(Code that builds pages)
------------------------------------
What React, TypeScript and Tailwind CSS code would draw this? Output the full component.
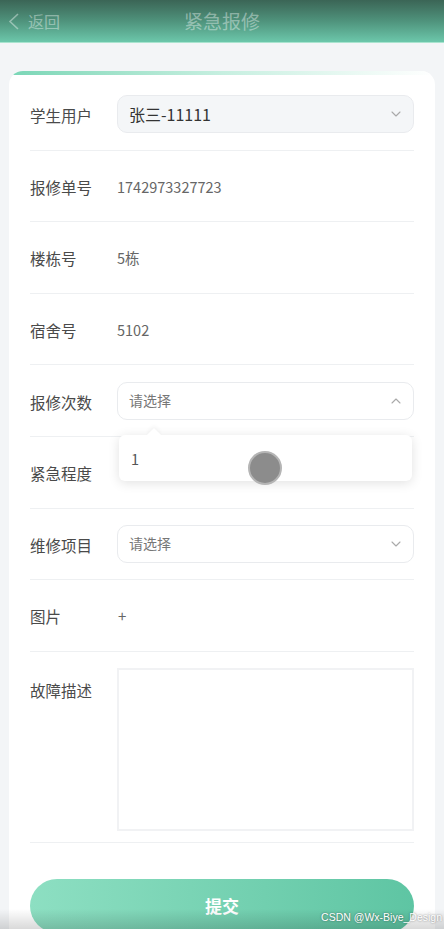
import { ChevronDown, ChevronUp } from "lucide-react";
import type { ReactNode } from "react";

const font = { fontFamily: '"Noto Sans CJK SC", "Noto Sans", sans-serif' };

const Row = ({ label, children, tall }: { label: string; children?: ReactNode; tall?: boolean }) => (
  <div
    className={`relative flex border-b border-[#eef0f2] ${
      tall ? "items-start pt-[16px] pb-[11px]" : "h-[71.6px] items-center"
    }`}
  >
    <div className={`w-[87px] shrink-0 pt-[3px] text-[15.5px] text-[#4a4a4a] ${tall ? "pt-[11px]" : ""}`}>{label}</div>
    <div className="flex-1">{children}</div>
  </div>
);

const SelectBox = ({ value, placeholder, open, filled }: { value?: string; placeholder?: string; open?: boolean; filled?: boolean }) => (
  <div
    className={`flex h-[38px] items-center justify-between rounded-[10px] border border-[#e9ebee] pl-[11px] pr-[9px] ${
      filled ? "bg-[#f4f6f8]" : "bg-white"
    }`}
  >
    {value ? (
      <span className="text-[16px] text-[#333]">{value}</span>
    ) : (
      <span className="text-[14px] text-[#777]">{placeholder}</span>
    )}
    {open ? (
      <ChevronUp size={16} strokeWidth={1.6} className="text-[#a9a9a9]" />
    ) : (
      <ChevronDown size={16} strokeWidth={1.6} className="text-[#a9a9a9]" />
    )}
  </div>
);

export default function App() {
  return (
    <div className="relative h-[931px] w-[444px] overflow-hidden bg-[#f3f5f7]" style={font}>
      <header className="relative flex h-[43px] items-center border-b border-[#a9e4cf] bg-gradient-to-b from-[#3b6556] via-[#4f937c] to-[#6cc7ab]">
        <div className="flex items-center pl-[8px] text-white/40">
          <svg width="11" height="17" viewBox="0 0 11 17" fill="none" stroke="currentColor" strokeWidth="1.6">
            <polyline points="10,1 2,8.5 10,16" />
          </svg>
          <span className="ml-[9px] text-[16px]">返回</span>
        </div>
        <div className="absolute left-0 right-0 text-center text-[19px] text-white/40">紧急报修</div>
      </header>

      <div className="mx-[9px] mt-[28px] overflow-hidden rounded-[14px] bg-white">
        <div className="h-[4px] rounded-t-[14px] bg-gradient-to-r from-[#79d6b6] via-[#c6efe0] to-white" />
        <div className="px-[21px] pt-[4px]">
          <Row label="学生用户">
            <SelectBox value="张三-11111" filled />
          </Row>
          <Row label="报修单号">
            <span className="text-[14.5px] text-[#666]">1742973327723</span>
          </Row>
          <Row label="楼栋号">
            <span className="text-[14.5px] text-[#666]">5栋</span>
          </Row>
          <Row label="宿舍号">
            <span className="text-[14.5px] text-[#666]">5102</span>
          </Row>
          <Row label="报修次数">
            <SelectBox placeholder="请选择" open />
            <div className="absolute left-[89px] right-[2px] top-[70px] z-10 flex h-[46px] items-center rounded-[6px] bg-white pl-[12px] text-[14.5px] text-[#555] shadow-[0_2px_12px_rgba(0,0,0,0.12)]">
              <div className="absolute -top-[5px] left-[30px] h-[10px] w-[10px] rotate-45 bg-white shadow-[-2px_-2px_4px_rgba(0,0,0,0.04)]" />
              <span className="relative">1</span>
              <div className="absolute left-[129px] top-[16px] h-[34px] w-[34px] rounded-full border-2 border-[#b5b5b5] bg-[#8c8c8c]" />
            </div>
          </Row>
          <Row label="紧急程度" />
          <Row label="维修项目">
            <SelectBox placeholder="请选择" />
          </Row>
          <Row label="图片">
            <span className="pl-[1px] text-[15px] text-[#666]">+</span>
          </Row>
          <Row label="故障描述" tall>
            <div className="h-[163px] border-2 border-[#f1f2f4] bg-white" />
          </Row>
          <div className="pt-[36px] pb-[20px]">
            <button className="flex h-[54px] w-full items-center justify-center rounded-full bg-gradient-to-r from-[#8ddfc2] to-[#5ec5a3] text-[17px] font-bold text-white">
              提交
            </button>
          </div>
        </div>
      </div>

      <div className="absolute bottom-[2px] left-0 right-0 h-[20px] bg-gradient-to-b from-transparent to-black/15" />
      <div
        className="absolute bottom-[5px] right-[2px] whitespace-nowrap text-[10.5px] text-white"
        style={{ fontFamily: '"Liberation Sans", sans-serif', textShadow: "0 0 2px rgba(0,0,0,0.5)" }}
      >
        CSDN @Wx-Biye_Design
      </div>
      <div className="absolute bottom-0 left-0 right-0 h-[2px] bg-white" />
    </div>
  );
}
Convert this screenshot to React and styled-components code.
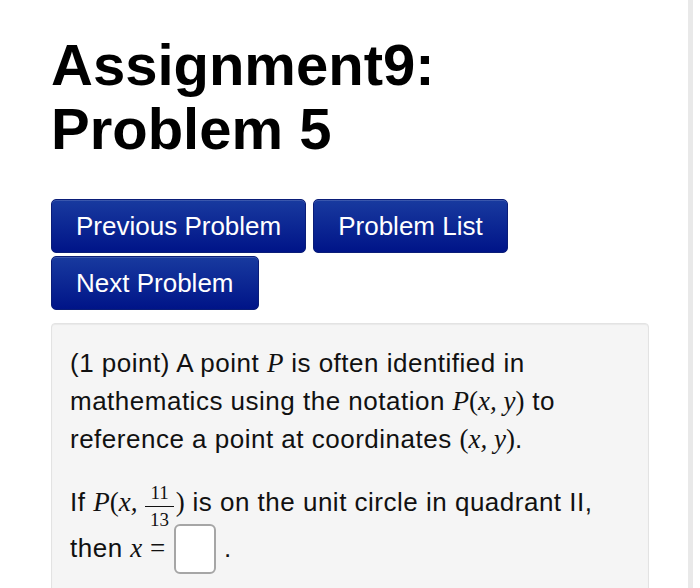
import React from "react";
import styled, { createGlobalStyle } from "styled-components";

const GlobalStyle = createGlobalStyle`
  html, body {
    margin: 0;
    padding: 0;
    background: #ffffff;
  }
  body {
    font-family: "Liberation Sans", Arial, Helvetica, sans-serif;
    color: #111;
    overflow: hidden;
  }
`;

const Page = styled.div`
  box-sizing: border-box;
  width: 693px;
  min-height: 588px;
  padding: 33px 0 0 51px;
  border-right: 5px solid #e9e9e9;
`;

const Title = styled.h1`
  margin: 0;
  font-size: 58px;
  line-height: 64px;
  font-weight: 700;
  color: #000;
`;

const Nav = styled.div`
  display: flex;
  flex-wrap: wrap;
  gap: 3px 7px;
  width: 470px;
  margin-top: 38px;
`;

const NavButton = styled.button`
  box-sizing: border-box;
  height: 54px;
  padding: 0 24px;
  font-family: "Liberation Sans", Arial, Helvetica, sans-serif;
  font-size: 26px;
  color: #fff;
  background: linear-gradient(to bottom, #183a9f, #001488);
  border: 1px solid #0a1d78;
  border-radius: 5px;
  box-shadow: inset 0 1px 0 rgba(255, 255, 255, 0.15);
  cursor: pointer;
`;

const Well = styled.div`
  box-sizing: border-box;
  width: 598px;
  margin-top: 13px;
  padding: 20px 18px 40px;
  background: #f5f5f5;
  border: 1px solid #e3e3e3;
  border-radius: 4px;
  box-shadow: inset 0 1px 1px rgba(0, 0, 0, 0.05);
  font-size: 26px;
  letter-spacing: 0.5px;
  line-height: 38px;
  color: #111;
`;

const Para = styled.p`
  margin: 0;
`;

const Second = styled(Para)`
  margin-top: 25px;
`;

const Last = styled(Para)`
  margin-top: -5px;
`;

const M = styled.span`
  font-family: "Liberation Serif", "Times New Roman", serif;
  font-size: 27px;
  letter-spacing: 0;
  font-style: ${(p) => (p.$up ? "normal" : "italic")};
`;

const Frac = styled.span`
  display: inline-block;
  vertical-align: -15px;
  margin: 0 2px 0 8px;
  text-align: center;
  font-family: "Liberation Serif", "Times New Roman", serif;
  font-size: 19px;
  line-height: 19px;
  letter-spacing: 0;
`;

const Num = styled.span`
  display: block;
  padding: 0 5px 4px;
  border-bottom: 1px solid #111;
`;

const Den = styled.span`
  display: block;
  padding-top: 3px;
`;

const AnswerBox = styled.span`
  display: inline-block;
  box-sizing: border-box;
  width: 42px;
  height: 50px;
  margin-left: 9px;
  vertical-align: -17px;
  background: #fff;
  border: 2px solid #a6a6a6;
  border-radius: 6px;
`;

export default function App() {
  return (
    <Page>
      <GlobalStyle />
      <Title>
        Assignment9:
        <br />
        Problem 5
      </Title>
      <Nav>
        <NavButton>Previous Problem</NavButton>
        <NavButton>Problem List</NavButton>
        <NavButton>Next Problem</NavButton>
      </Nav>
      <Well>
        <Para>
          (1 point) A point <M>P</M> is often identified in mathematics using
          the notation{" "}
          <M>
            P<M $up>(</M>x, y<M $up>)</M>
          </M>{" "}
          to reference a point at coordinates{" "}
          <M>
            <M $up>(</M>x, y<M $up>)</M>
          </M>
          .
        </Para>
        <Second>
          If{" "}
          <M>
            P<M $up>(</M>x,
          </M>
          <Frac>
            <Num>11</Num>
            <Den>13</Den>
          </Frac>
          <M $up>)</M> is on the unit circle in quadrant II,
        </Second>
        <Last>
          then <M>x</M> <M $up>=</M>
          <AnswerBox /> .
        </Last>
      </Well>
    </Page>
  );
}
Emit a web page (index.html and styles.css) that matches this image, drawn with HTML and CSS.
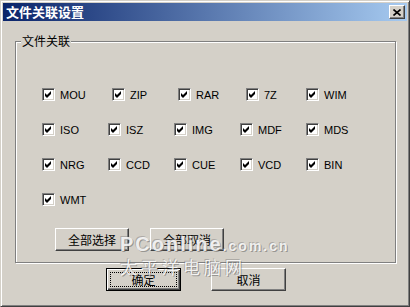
FILE: index.html
```html
<!DOCTYPE html>
<html lang="zh-CN">
  <head>
    <meta charset="UTF-8" />
    <title>文件关联设置</title>
    <link rel="stylesheet" href="styles.css">
  </head>
  <body>
    <div class="window">
      <div class="titlebar">
        <span class="title">文件关联设置</span>
        <span class="close-btn">
          <svg width="8" height="7" viewBox="0 0 8 7">
            <path d="M0.5 0.5 L7.5 6.5 M7.5 0.5 L0.5 6.5" stroke="#000" stroke-width="1.6" fill="none" />
          </svg>
        </span>
      </div>

      <div class="body">
        <fieldset class="group">
          <legend>文件关联</legend>
          <div class="checks">
            <label class="check"><span class="box"><svg width="7" height="7" viewBox="0 0 7 7"><path d="M0 2 L2 4 L6 0 L6 3 L2 7 L0 5 Z" /></svg></span>MOU</label>
            <label class="check nudge4"><span class="box"><svg width="7" height="7" viewBox="0 0 7 7"><path d="M0 2 L2 4 L6 0 L6 3 L2 7 L0 5 Z" /></svg></span>ZIP</label>
            <label class="check nudge4"><span class="box"><svg width="7" height="7" viewBox="0 0 7 7"><path d="M0 2 L2 4 L6 0 L6 3 L2 7 L0 5 Z" /></svg></span>RAR</label>
            <label class="check nudge6"><span class="box"><svg width="7" height="7" viewBox="0 0 7 7"><path d="M0 2 L2 4 L6 0 L6 3 L2 7 L0 5 Z" /></svg></span>7Z</label>
            <label class="check"><span class="box"><svg width="7" height="7" viewBox="0 0 7 7"><path d="M0 2 L2 4 L6 0 L6 3 L2 7 L0 5 Z" /></svg></span>WIM</label>

            <label class="check"><span class="box"><svg width="7" height="7" viewBox="0 0 7 7"><path d="M0 2 L2 4 L6 0 L6 3 L2 7 L0 5 Z" /></svg></span>ISO</label>
            <label class="check"><span class="box"><svg width="7" height="7" viewBox="0 0 7 7"><path d="M0 2 L2 4 L6 0 L6 3 L2 7 L0 5 Z" /></svg></span>ISZ</label>
            <label class="check"><span class="box"><svg width="7" height="7" viewBox="0 0 7 7"><path d="M0 2 L2 4 L6 0 L6 3 L2 7 L0 5 Z" /></svg></span>IMG</label>
            <label class="check"><span class="box"><svg width="7" height="7" viewBox="0 0 7 7"><path d="M0 2 L2 4 L6 0 L6 3 L2 7 L0 5 Z" /></svg></span>MDF</label>
            <label class="check"><span class="box"><svg width="7" height="7" viewBox="0 0 7 7"><path d="M0 2 L2 4 L6 0 L6 3 L2 7 L0 5 Z" /></svg></span>MDS</label>

            <label class="check"><span class="box"><svg width="7" height="7" viewBox="0 0 7 7"><path d="M0 2 L2 4 L6 0 L6 3 L2 7 L0 5 Z" /></svg></span>NRG</label>
            <label class="check"><span class="box"><svg width="7" height="7" viewBox="0 0 7 7"><path d="M0 2 L2 4 L6 0 L6 3 L2 7 L0 5 Z" /></svg></span>CCD</label>
            <label class="check"><span class="box"><svg width="7" height="7" viewBox="0 0 7 7"><path d="M0 2 L2 4 L6 0 L6 3 L2 7 L0 5 Z" /></svg></span>CUE</label>
            <label class="check"><span class="box"><svg width="7" height="7" viewBox="0 0 7 7"><path d="M0 2 L2 4 L6 0 L6 3 L2 7 L0 5 Z" /></svg></span>VCD</label>
            <label class="check"><span class="box"><svg width="7" height="7" viewBox="0 0 7 7"><path d="M0 2 L2 4 L6 0 L6 3 L2 7 L0 5 Z" /></svg></span>BIN</label>

            <label class="check"><span class="box"><svg width="7" height="7" viewBox="0 0 7 7"><path d="M0 2 L2 4 L6 0 L6 3 L2 7 L0 5 Z" /></svg></span>WMT</label>
          </div>

          <div class="group-buttons">
            <span class="btn">全部选择</span>
            <span class="btn">全部取消</span>
          </div>
        </fieldset>

        <div class="dialog-buttons">
          <span class="btn wide default">确定<span class="focus"></span></span>
          <span class="btn wide">取消</span>
        </div>
      </div>

      <!-- site watermark over the screenshot -->
      <div class="watermark">
        <div class="wm-brand">PConline<span class="wm-dot">.com.cn</span></div>
        <div class="wm-cn">太平洋电脑网</div>
      </div>
    </div>
  </body>
</html>
```

FILE: styles.css
```css
/* classic windows dialog */
body {
  margin: 0;
  font-family: "Noto Sans CJK SC", sans-serif;
  background-color: #d4d0c8;
}
.window {
  position: relative;
  width: 410px;
  height: 307px;
  box-sizing: border-box;
  overflow: hidden;
  background-color: #d4d0c8;
  border: 1px solid;
  border-color: #d4d0c8 #404040 #404040 #d4d0c8;
  box-shadow: inset 1px 1px #fff, inset -1px -1px #808080;
  padding: 2px;
}
.titlebar {
  height: 18px;
  display: flex;
  align-items: center;
  justify-content: space-between;
  padding: 0 2px 0 3px;
  background: linear-gradient(to right, #0a246a, #a6caf0);
}
.title {
  color: #fff;
  font-weight: bold;
  font-size: 13px;
  line-height: 18px;
}
.close-btn {
  width: 16px;
  height: 14px;
  box-sizing: border-box;
  display: flex;
  align-items: center;
  justify-content: center;
  background-color: #d4d0c8;
  border: 1px solid;
  border-color: #fff #404040 #404040 #fff;
  box-shadow: inset -1px -1px #808080;
}
.body {
  padding: 13px 0 0 12px;
}
.group {
  margin: 0;
  width: 381px;
  box-sizing: border-box;
  padding: 0 0 11px 0;
  border: 1px solid #808080;
  box-shadow: inset 1px 1px #fff, 1px 1px #fff;
}
.group legend {
  margin-left: 5px;
  padding: 0 1px;
  font-size: 12px;
  line-height: 14px;
  background-color: #d4d0c8;
}
.checks {
  display: grid;
  grid-template-columns: repeat(5, 66px);
  row-gap: 22px;
  margin: 40px 0 0 26px;
}
.check {
  display: flex;
  align-items: center;
  gap: 5px;
  height: 13px;
  font-family: "Liberation Sans", Arial, sans-serif;
  font-size: 11px;
  color: #000;
}
.nudge4 {
  margin-left: 4px;
}
.nudge6 {
  margin-left: 6px;
}
.box {
  width: 13px;
  height: 13px;
  flex: none;
  box-sizing: border-box;
  display: flex;
  align-items: center;
  justify-content: center;
  background-color: #fff;
  border: 1px solid;
  border-color: #808080 #fff #fff #808080;
  box-shadow: inset 1px 1px #404040, inset -1px -1px #d4d0c8;
}
.box svg {
  fill: #000;
}
.group-buttons {
  display: flex;
  gap: 21px;
  margin: 22px 0 0 39px;
}
.btn {
  position: relative;
  width: 74px;
  height: 23px;
  box-sizing: border-box;
  display: flex;
  align-items: center;
  justify-content: center;
  font-size: 12px;
  color: #000;
  background-color: #d4d0c8;
  border: 1px solid;
  border-color: #fff #404040 #404040 #fff;
  box-shadow: inset -1px -1px #808080;
}
.btn.wide {
  width: 75px;
}
.btn.default {
  border-color: #000;
  box-shadow: inset 1px 1px #fff, inset -1px -1px #404040, inset -2px -2px #808080;
}
.focus {
  position: absolute;
  top: 3px;
  left: 3px;
  right: 3px;
  bottom: 3px;
  border: 1px dotted #000;
}
.dialog-buttons {
  display: flex;
  gap: 30px;
  margin: 5px 0 0 91px;
}
.watermark {
  position: absolute;
  left: 119px;
  top: 232px;
  color: rgba(255, 255, 255, 0.85);
  text-shadow: 1px 1px 0 rgba(100, 100, 100, 0.55), -1px -1px 0 rgba(100, 100, 100, 0.35);
  pointer-events: none;
}
.wm-brand {
  font-family: "Liberation Sans", Arial, sans-serif;
  font-weight: bold;
  font-size: 20px;
  line-height: 22px;
  letter-spacing: 2px;
}
.wm-dot {
  font-size: 14px;
  letter-spacing: 2px;
}
.wm-cn {
  font-size: 17px;
  line-height: 20px;
  letter-spacing: 4px;
}
```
------------------------------------
◆ Exercise goal
Extract from the data every line where "styles" shows up.

◆ Solution below
Emit a web page (index.html and styles.css) that matches this image, drawn with HTML and CSS.
    <link rel="stylesheet" href="styles.css">
FILE: styles.css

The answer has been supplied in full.